In the future, the BCH.BCH... version may be re-implemented using C++ templates, to provide optimizations available due to the predetermined fixed size of internal tables. Therefore, it is recommended that the fixed BCH... version be used if possible.

All codecs provide:

| Method | Description | |---------------+------------------------------------------------------------------------| | =t()= | The bit-error correction capacity | | =ecc_bits()= | The number of BCH parity bits | | =ecc_bytes()= | The number of BCH parity bytes | | =encoded()= | Return the BCH encoded data, w/ ECC bytes appended | | =decoded()= | Return the BCH decoded and corrected data (not discarding ECC bytes) |

Here's some sample code illustrating some simple use-cases for the =ezpwd_reed_solomon.BCH= module:

+LATEX: {\footnotesize

+BEGIN_SRC ipython :session :exports both

 from ezpwd_reed_solomon import BCH

 def flip( data, bit ):
   if isinstance( data, str ):
     return data[:bit // 8] + chr( ord( data[bit // 8] ) ^ 1 << bit % 8) + data[bit // 8 + 1:]
   elif isinstance( data, tuple ):
     return data[:bit // 8] + (data[bit // 8] ^ 1 << bit % 8,) + data[bit // 8 + 1:]
   elif isinstance( data, list ):
     return data[:bit // 8] + [data[bit // 8] ^ 1 << bit % 8,] + data[bit // 8 + 1:]
   raise RuntimeError( "Unhandled sequence: %r" % data )

 flexi16 = BCH.bch_base( 8, 2 )

 ori = 'abc'
 enc = flexi16.encoded( ori )

 # Add some bit-errors
 err = flip( enc, 14 )
 err = flip( err, 7 )
 #err = flip( err, 21 ) # over bit-error correction capacity

 # Decode and test
 dec = flexi16.decoded( err )
 assert dec[:3] == ori

 # The error positions can be returned; a special BCH.error_position container type
 # must be used (due to the vagaries of the Swig-generated Python wrapper).
 data = [0x01, 0x23, 0x45, 0x67, 0x89, 0xAB, 0xCD, 0xEF]
 codeword = flexi16.encoded( data )

 erroneous = list( codeword )
 erroneous[1] ^= 1 << 3 # introduce an error in the 4rd bit of the 2nd byte; 12th bit (bit index 11)
 positions = BCH.error_position()
 corrected = flexi16.decoded( erroneous, positions )
 assert corrected == codeword and len( positions ) == 1 and positions[0] == 11, \
   "'codeword:  %r'\n'erroneous: %r'\n'corrected: %r'\n'positions: %r'" % (
     codeword, erroneous, corrected, list( positions ))
 "'codeword:  %r'\n'erroneous: %r'\n'corrected: %r'\n'positions: %r'" % (
   codeword, erroneous, corrected, list( positions ))

+END_SRC

+RESULTS:

: 'codeword: (1, 35, 69, 103, 137, 171, 205, 239, 203, 187)' : 'erroneous: [1, 43, 69, 103, 137, 171, 205, 239, 203, 187]' : 'corrected: (1, 35, 69, 103, 137, 171, 205, 239, 203, 187)' : 'positions: [11]'

+LATEX: }

** =ezpwd_reed_solomon.ezcod=

Classes are provided to produce three variants of EZCOD by default: 3m (9 symbols) of location accuracy, plus 1, 2 or 3 Reed-Solomon parity symbols.
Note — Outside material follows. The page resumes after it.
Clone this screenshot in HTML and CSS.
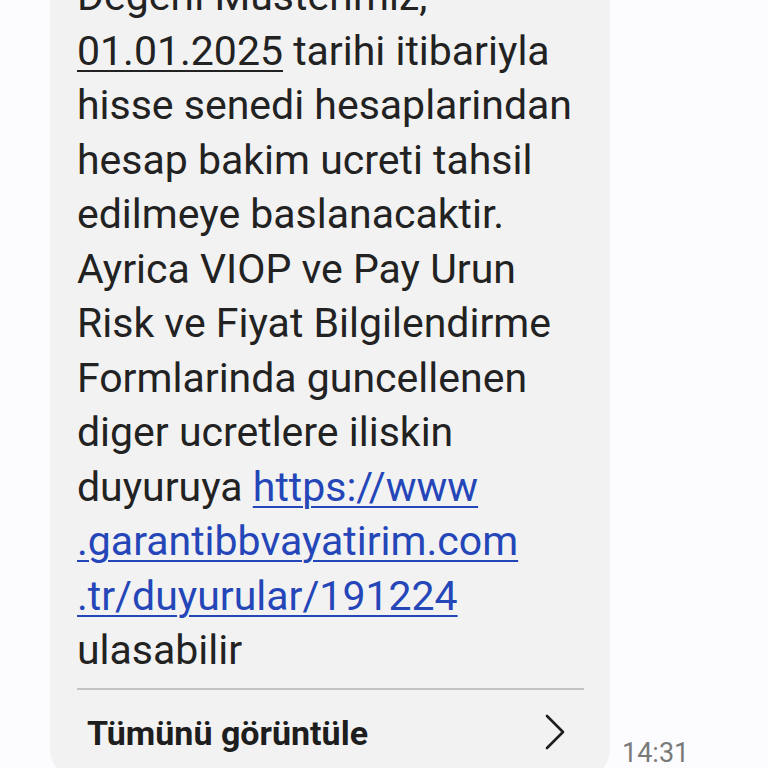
FILE: index.html
```html
<!DOCTYPE html>
<html>
<head>
<meta charset="utf-8">
<link rel="stylesheet" href="styles.css">
</head>
<body>
<div class="row">
  <div class="bubble">
    <div class="msg">
      <span class="line">Degerli Musterimiz,</span>
      <span class="line"><span class="date">01.01.2025</span> tarihi itibariyla</span>
      <span class="line">hisse senedi hesaplarindan</span>
      <span class="line">hesap bakim ucreti tahsil</span>
      <span class="line">edilmeye baslanacaktir.</span>
      <span class="line">Ayrica VIOP ve Pay Urun</span>
      <span class="line">Risk ve Fiyat Bilgilendirme</span>
      <span class="line">Formlarinda guncellenen</span>
      <span class="line">diger ucretlere iliskin</span>
      <span class="line">duyuruya <a class="link" href="#">https://www</a></span>
      <span class="line"><a class="link" href="#">.garantibbvayatirim.com</a></span>
      <span class="line"><a class="link" href="#">.tr/duyurular/191224</a></span>
      <span class="line">ulasabilir</span>
    </div>
    <div class="divider"></div>
    <div class="more">
      <span class="more-text">Tümünü görüntüle</span>
      <svg class="chev" width="22" height="36" viewBox="0 0 22 36"><path d="M3 2 L19 18 L3 34" fill="none" stroke="#1e1e1e" stroke-width="2.6" stroke-linecap="round" stroke-linejoin="round"/></svg>
    </div>
  </div>
  <div class="time">14:31</div>
</div>
</body>
</html>
```
FILE: styles.css
```css
html, body {
  margin: 0;
  padding: 0;
  background: #fcfcfe;
  overflow: hidden;
  height: 768px;
}
.row {
  display: flex;
  align-items: flex-end;
  margin-left: 50px;
  margin-top: -53px;
}
.bubble {
  width: 560px;
  background: #f2f2f2;
  border-radius: 34px;
  padding: 22px 26px 22px 27px;
  box-sizing: border-box;
  font-family: Roboto, "Noto Sans", sans-serif;
}
.msg {
  font-size: 41px;
  line-height: 54.5px;
  color: #222;
}
.line {
  display: block;
  white-space: nowrap;
}
.date {
  text-decoration: underline;
  text-decoration-thickness: 2px;
  text-underline-offset: 5px;
}
.link {
  color: #2446b8;
  text-decoration: underline;
  text-decoration-thickness: 2px;
  text-underline-offset: 5px;
}
.divider {
  height: 2px;
  background: #c4c4c4;
  margin-top: 10px;
}
.more {
  display: flex;
  align-items: center;
  justify-content: space-between;
  padding: 16px 18px 0 10px;
  height: 54px;
}
.more-text {
  font-size: 34px;
  font-weight: 700;
  color: #1e1e1e;
}
.chev {
  margin-top: -2px;
}
.time {
  font-family: Roboto, "Noto Sans", sans-serif;
  font-size: 27px;
  line-height: 24px;
  color: #7a7a7a;
  margin-left: 12px;
  margin-bottom: 17px;
}
```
They are named =ezcod_3_10=, =ezcod_3_11= and =ezcod_3_12=, respectively, indicating the default 3m accuracy, and the total number of symbols.

+BEGIN_EXAMPLE

$ python

from ezpwd_reed_solomon import ezcod

+END_EXAMPLE

The API supports the following classes, methods and attributes:

*** =ezcod3{10,11,12}(""|[lat,[lon,...]])=

Creates an <ezcod> instance containing the specified geolocation (defaults
to latitude 0.0, longitude 0.0, '.' separator and chunk 3).  If a string is
supplied, it is decoded (if possible; an Exception is raised if the
provided EZCOD is invalid).
#+BEGIN_EXAMPLE
>>> EZCOD = ezcod.ezcod_3_12( 53.5, -113.8 )
>>> print repr( EZCOD )
<R3U 06B MJ3.JXR (100%)  ==  +53.5000000000, -113.8000000000 +/-   0.00mm>
#+END_EXAMPLE

*** =ezcod3{10,11,12}.encode([precision])=

Encodes the current =ezcod_3_{10,11,12}='s =.latitude= and =.longitude= to
the given number of symbols of precision (default: 9, or 3m).  The accuracy
may be anywhere from 1 to 12 (20mm accuracy) symbols.
#+BEGIN_EXAMPLE
>>> print EZCOD.encode( 12 )
R3U 06B MJ3 EDD.K56
#+END_EXAMPLE

*** =ezcod3{10,11,12}.decode("")=

Any variant of =ezcod_3_{10,11,12}= can decode a valid EZCOD with the
expected amount (or more) parity, so long as it contains a '.' or '!' to
separate the position and R-S parity symbols.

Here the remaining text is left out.